* Raw data *

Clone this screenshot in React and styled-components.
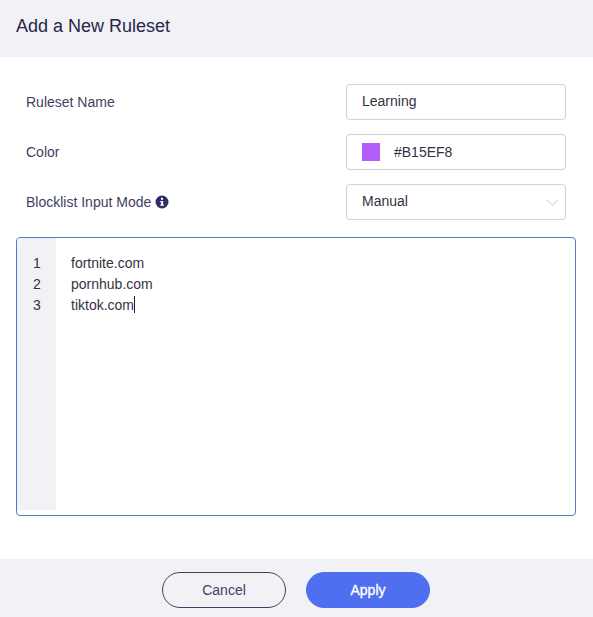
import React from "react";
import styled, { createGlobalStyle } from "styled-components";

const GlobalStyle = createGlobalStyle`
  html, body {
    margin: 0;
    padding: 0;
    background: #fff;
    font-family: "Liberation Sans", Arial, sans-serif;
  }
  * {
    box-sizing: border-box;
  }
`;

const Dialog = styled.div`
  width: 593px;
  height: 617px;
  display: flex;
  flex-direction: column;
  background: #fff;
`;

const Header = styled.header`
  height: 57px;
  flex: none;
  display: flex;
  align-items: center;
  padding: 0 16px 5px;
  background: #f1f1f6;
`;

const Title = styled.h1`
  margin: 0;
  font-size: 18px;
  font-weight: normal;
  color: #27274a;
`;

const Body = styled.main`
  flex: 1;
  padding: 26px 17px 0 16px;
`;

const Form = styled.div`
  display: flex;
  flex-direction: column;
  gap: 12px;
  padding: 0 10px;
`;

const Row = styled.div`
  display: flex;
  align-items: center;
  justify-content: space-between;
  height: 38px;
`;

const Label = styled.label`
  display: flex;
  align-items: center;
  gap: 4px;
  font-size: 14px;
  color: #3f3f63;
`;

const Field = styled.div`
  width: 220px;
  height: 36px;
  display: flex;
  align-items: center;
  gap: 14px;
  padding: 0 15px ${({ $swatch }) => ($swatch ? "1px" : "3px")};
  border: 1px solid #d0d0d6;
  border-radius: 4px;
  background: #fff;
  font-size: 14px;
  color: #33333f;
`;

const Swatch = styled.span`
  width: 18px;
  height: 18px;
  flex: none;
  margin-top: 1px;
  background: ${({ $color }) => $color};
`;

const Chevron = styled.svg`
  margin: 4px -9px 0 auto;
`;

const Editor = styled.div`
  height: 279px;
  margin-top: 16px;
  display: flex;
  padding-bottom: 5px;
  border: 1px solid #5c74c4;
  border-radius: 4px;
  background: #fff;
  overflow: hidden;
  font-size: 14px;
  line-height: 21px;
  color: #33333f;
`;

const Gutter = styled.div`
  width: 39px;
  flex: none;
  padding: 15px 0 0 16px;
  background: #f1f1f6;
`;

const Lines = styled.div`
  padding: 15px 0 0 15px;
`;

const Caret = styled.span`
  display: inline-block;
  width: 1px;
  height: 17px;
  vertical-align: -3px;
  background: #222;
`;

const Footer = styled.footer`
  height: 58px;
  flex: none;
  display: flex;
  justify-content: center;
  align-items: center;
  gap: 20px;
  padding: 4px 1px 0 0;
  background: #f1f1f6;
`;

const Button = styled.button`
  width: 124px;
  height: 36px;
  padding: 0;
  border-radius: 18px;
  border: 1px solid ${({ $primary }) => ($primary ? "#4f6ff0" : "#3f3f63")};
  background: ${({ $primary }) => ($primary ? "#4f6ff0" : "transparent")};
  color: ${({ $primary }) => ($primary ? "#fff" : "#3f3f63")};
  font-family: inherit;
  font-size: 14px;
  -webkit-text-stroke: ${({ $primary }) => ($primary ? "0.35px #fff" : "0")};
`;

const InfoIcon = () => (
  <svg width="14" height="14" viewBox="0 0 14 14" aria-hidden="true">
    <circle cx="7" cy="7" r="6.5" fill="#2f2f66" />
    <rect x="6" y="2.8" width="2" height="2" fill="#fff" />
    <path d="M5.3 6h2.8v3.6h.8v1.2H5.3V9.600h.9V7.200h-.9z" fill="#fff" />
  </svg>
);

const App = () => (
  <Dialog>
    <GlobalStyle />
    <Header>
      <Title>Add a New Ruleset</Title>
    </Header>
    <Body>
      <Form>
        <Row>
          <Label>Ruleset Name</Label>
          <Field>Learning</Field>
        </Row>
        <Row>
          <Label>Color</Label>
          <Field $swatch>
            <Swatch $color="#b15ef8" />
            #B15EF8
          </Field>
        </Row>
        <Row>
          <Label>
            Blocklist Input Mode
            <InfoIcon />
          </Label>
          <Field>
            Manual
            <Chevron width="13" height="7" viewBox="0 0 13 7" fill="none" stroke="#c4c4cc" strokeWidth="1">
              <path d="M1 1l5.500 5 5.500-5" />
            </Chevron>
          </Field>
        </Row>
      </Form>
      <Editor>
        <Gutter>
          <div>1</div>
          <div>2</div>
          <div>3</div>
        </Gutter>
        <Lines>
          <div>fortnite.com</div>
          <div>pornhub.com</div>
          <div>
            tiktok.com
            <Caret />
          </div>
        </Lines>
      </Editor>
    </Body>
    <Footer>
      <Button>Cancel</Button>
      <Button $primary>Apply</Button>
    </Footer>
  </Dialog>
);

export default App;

* Short exercise *
Write the material out again exactly as it appears, dropping the pictures.

* Solution to this task *
Clone this screenshot in React and styled-components.
import React from "react";
import styled, { createGlobalStyle } from "styled-components";

const GlobalStyle = createGlobalStyle`
  html, body {
    margin: 0;
    padding: 0;
    background: #fff;
    font-family: "Liberation Sans", Arial, sans-serif;
  }
  * {
    box-sizing: border-box;
  }
`;

const Dialog = styled.div`
  width: 593px;
  height: 617px;
  display: flex;
  flex-direction: column;
  background: #fff;
`;

const Header = styled.header`
  height: 57px;
  flex: none;
  display: flex;
  align-items: center;
  padding: 0 16px 5px;
  background: #f1f1f6;
`;

const Title = styled.h1`
  margin: 0;
  font-size: 18px;
  font-weight: normal;
  color: #27274a;
`;

const Body = styled.main`
  flex: 1;
  padding: 26px 17px 0 16px;
`;

const Form = styled.div`
  display: flex;
  flex-direction: column;
  gap: 12px;
  padding: 0 10px;
`;

const Row = styled.div`
  display: flex;
  align-items: center;
  justify-content: space-between;
  height: 38px;
`;

const Label = styled.label`
  display: flex;
  align-items: center;
  gap: 4px;
  font-size: 14px;
  color: #3f3f63;
`;

const Field = styled.div`
  width: 220px;
  height: 36px;
  display: flex;
  align-items: center;
  gap: 14px;
  padding: 0 15px ${({ $swatch }) => ($swatch ? "1px" : "3px")};
  border: 1px solid #d0d0d6;
  border-radius: 4px;
  background: #fff;
  font-size: 14px;
  color: #33333f;
`;

const Swatch = styled.span`
  width: 18px;
  height: 18px;
  flex: none;
  margin-top: 1px;
  background: ${({ $color }) => $color};
`;

const Chevron = styled.svg`
  margin: 4px -9px 0 auto;
`;

const Editor = styled.div`
  height: 279px;
  margin-top: 16px;
  display: flex;
  padding-bottom: 5px;
  border: 1px solid #5c74c4;
  border-radius: 4px;
  background: #fff;
  overflow: hidden;
  font-size: 14px;
  line-height: 21px;
  color: #33333f;
`;

const Gutter = styled.div`
  width: 39px;
  flex: none;
  padding: 15px 0 0 16px;
  background: #f1f1f6;
`;

const Lines = styled.div`
  padding: 15px 0 0 15px;
`;

const Caret = styled.span`
  display: inline-block;
  width: 1px;
  height: 17px;
  vertical-align: -3px;
  background: #222;
`;

const Footer = styled.footer`
  height: 58px;
  flex: none;
  display: flex;
  justify-content: center;
  align-items: center;
  gap: 20px;
  padding: 4px 1px 0 0;
  background: #f1f1f6;
`;

const Button = styled.button`
  width: 124px;
  height: 36px;
  padding: 0;
  border-radius: 18px;
  border: 1px solid ${({ $primary }) => ($primary ? "#4f6ff0" : "#3f3f63")};
  background: ${({ $primary }) => ($primary ? "#4f6ff0" : "transparent")};
  color: ${({ $primary }) => ($primary ? "#fff" : "#3f3f63")};
  font-family: inherit;
  font-size: 14px;
  -webkit-text-stroke: ${({ $primary }) => ($primary ? "0.35px #fff" : "0")};
`;

const InfoIcon = () => (
  <svg width="14" height="14" viewBox="0 0 14 14" aria-hidden="true">
    <circle cx="7" cy="7" r="6.5" fill="#2f2f66" />
    <rect x="6" y="2.8" width="2" height="2" fill="#fff" />
    <path d="M5.3 6h2.8v3.6h.8v1.2H5.3V9.600h.9V7.200h-.9z" fill="#fff" />
  </svg>
);

const App = () => (
  <Dialog>
    <GlobalStyle />
    <Header>
      <Title>Add a New Ruleset</Title>
    </Header>
    <Body>
      <Form>
        <Row>
          <Label>Ruleset Name</Label>
          <Field>Learning</Field>
        </Row>
        <Row>
          <Label>Color</Label>
          <Field $swatch>
            <Swatch $color="#b15ef8" />
            #B15EF8
          </Field>
        </Row>
        <Row>
          <Label>
            Blocklist Input Mode
            <InfoIcon />
          </Label>
          <Field>
            Manual
            <Chevron width="13" height="7" viewBox="0 0 13 7" fill="none" stroke="#c4c4cc" strokeWidth="1">
              <path d="M1 1l5.500 5 5.500-5" />
            </Chevron>
          </Field>
        </Row>
      </Form>
      <Editor>
        <Gutter>
          <div>1</div>
          <div>2</div>
          <div>3</div>
        </Gutter>
        <Lines>
          <div>fortnite.com</div>
          <div>pornhub.com</div>
          <div>
            tiktok.com
            <Caret />
          </div>
        </Lines>
      </Editor>
    </Body>
    <Footer>
      <Button>Cancel</Button>
      <Button $primary>Apply</Button>
    </Footer>
  </Dialog>
);

export default App;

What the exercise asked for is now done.